My Kubernetes cluster running on GKE autopilot has an unhealthy node since a few days. The node has a Ready status, but all the pods running on it have a CreateContainerError status and seems to be stuck polling container images.
Example:
(Normal Pulled 2m4s (x26987 over 4d1h) kubelet Container image “gke.gcr.io/cluster-proportional-autoscaler:v1.8.10-gke.3@sha256:274afbfd520aef0933f1fefabddbb33144700982965f9e3632caabb055e912c6” already present on machine).
Something went wrong with the node. I suspect it’s because I did upgrade Kubernetes and my account ran out of SSD quota during the upgrade. I got more quota since and new nodes got created and the upgrade completed. It could be unrelated too.
I did “cordon” the node to mark it unschedulable, and manually deleted my pods from it. New pods got scheduled on healthier nodes, so not too bad and I could live with one broken node.
But I want to clean-up.
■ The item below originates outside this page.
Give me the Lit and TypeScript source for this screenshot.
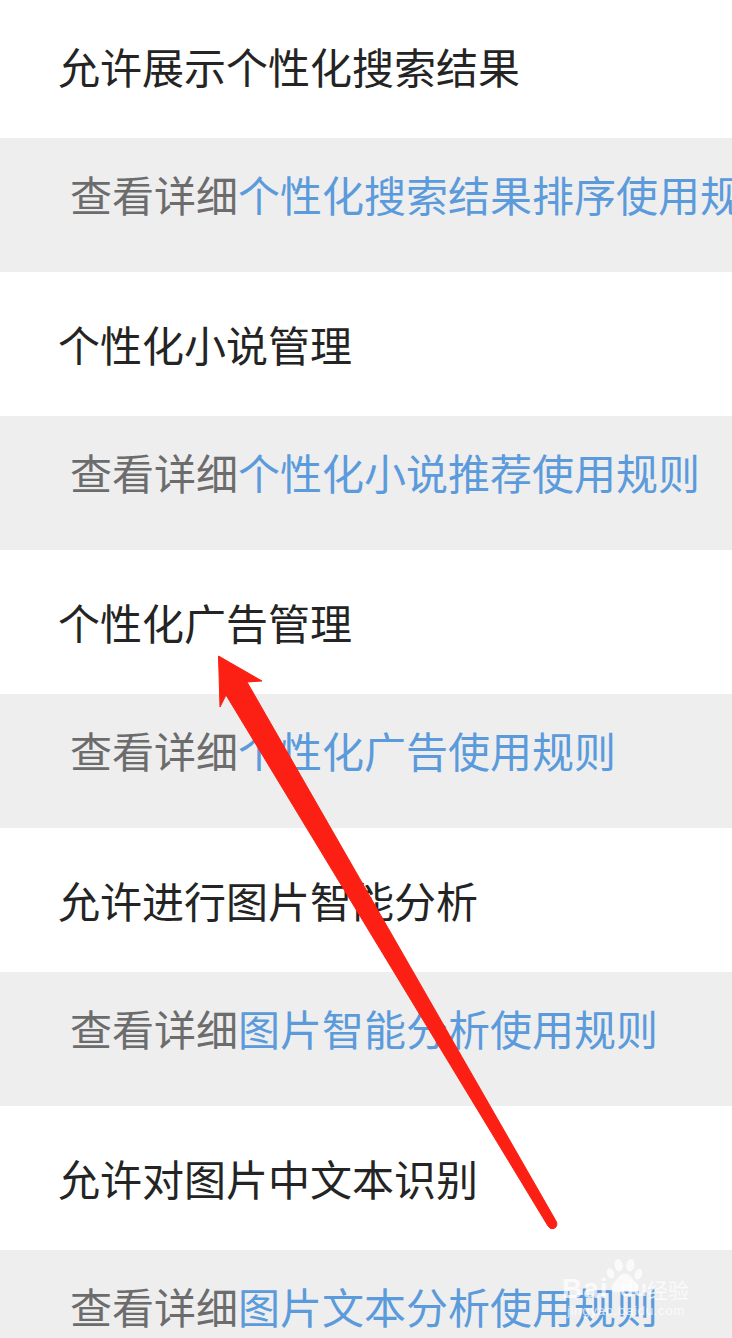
import { LitElement, html, css } from "lit";
import { customElement } from "lit/decorators.js";

const ROWS = [
  ["允许展示个性化搜索结果", "个性化搜索结果排序使用规则"],
  ["个性化小说管理", "个性化小说推荐使用规则"],
  ["个性化广告管理", "个性化广告使用规则"],
  ["允许进行图片智能分析", "图片智能分析使用规则"],
  ["允许对图片中文本识别", "图片文本分析使用规则"],
];

@customElement("app-root")
export class AppRoot extends LitElement {
  static styles = css`
    :host {
      display: block;
      position: relative;
      width: 732px;
      height: 1338px;
      overflow: hidden;
      background: #fff;
      font-family: "Noto Sans CJK SC", "Noto Sans", sans-serif;
      font-size: 42px;
      line-height: 42px;
    }
    .title {
      padding: 51px 0 51px 58px;
      color: #242424;
      white-space: nowrap;
    }
    .title.first {
      padding-top: 45px;
    }
    .info {
      padding: 35px 0 57px 70px;
      background: #eeeeef;
      color: #6c6c6c;
      white-space: nowrap;
      overflow: hidden;
    }
    .info span {
      color: #5b9bdb;
    }
    .arrow {
      position: absolute;
      left: 0;
      top: 0;
      width: 732px;
      height: 1338px;
    }
    .mark {
      position: absolute;
      left: 560px;
      top: 1258px;
      width: 172px;
      height: 80px;
      color: rgba(255, 255, 255, 0.72);
      font-family: "Liberation Sans", sans-serif;
    }
    .mark svg {
      position: absolute;
      left: 44px;
      top: 1px;
      width: 40px;
      height: 36px;
    }
    .bai {
      position: absolute;
      left: 2px;
      top: 16px;
      font-size: 28px;
      line-height: 30px;
      font-weight: 700;
      letter-spacing: 1px;
    }
    .du {
      position: absolute;
      left: 60px;
      top: 19px;
      font-size: 22px;
      line-height: 24px;
      font-weight: 700;
    }
    .jy {
      position: absolute;
      left: 87px;
      top: 19px;
      font-family: "Noto Sans CJK SC", sans-serif;
      font-size: 21px;
      line-height: 24px;
      white-space: nowrap;
    }
    .url {
      position: absolute;
      left: 7px;
      top: 45px;
      font-size: 13.5px;
      line-height: 16px;
      letter-spacing: 0.55px;
      white-space: nowrap;
    }
  `;

  render() {
    return html`
      ${ROWS.map(
        ([t, l], i) => html`
          <div class="title ${i === 0 ? "first" : ""}">${t}</div>
          <div class="info">查看详细<span>${l}</span></div>
        `
      )}
      <svg class="arrow" viewBox="0 0 732 1338">
        <path
          fill="#fb2013"
          stroke="#fb2013"
          stroke-width="1"
          stroke-linejoin="round"
          d="M218.5 656 L262 681 L247 682 L556 1221 Q558.5 1226 554 1228.5 Q550.5 1230 548 1226 L226 695 L220 707 Z"
        />
      </svg>
      <div class="mark">
        <svg viewBox="0 0 44 40" fill="currentColor">
          <ellipse cx="7" cy="16" rx="4" ry="6" transform="rotate(-18 7 16)" />
          <ellipse cx="16" cy="7" rx="4.5" ry="7" transform="rotate(-8 16 7)" />
          <ellipse cx="29" cy="7" rx="4.5" ry="7" transform="rotate(10 29 7)" />
          <ellipse cx="38" cy="17" rx="4" ry="6" transform="rotate(22 38 17)" />
          <path d="M23 16 C17 16 15 22 11 26 C6 31 8 38 15 37 C19 36 27 36 31 37 C38 38 40 31 35 26 C31 22 29 16 23 16 Z" />
        </svg>
        <span class="bai">Bai</span>
        <span class="du">du</span>
        <span class="jy">经验</span>
        <span class="url">jingyan.baidu.com</span>
      </div>
    `;
  }
}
The old pods I deleted were stuck in Terminating state, but force deleting them made them disappear.
I cannot do the same on the kube-system and gke-gmp-system namespaces. I see the “managed” pods with a CreateContainerError status, and they are pulling container images in a loop. One is also stuck with a Terminating status.
I would like to remove this node, and I drained it as the documentation says. But a few days later, it’s still there.
How could I remove the unhealthy node?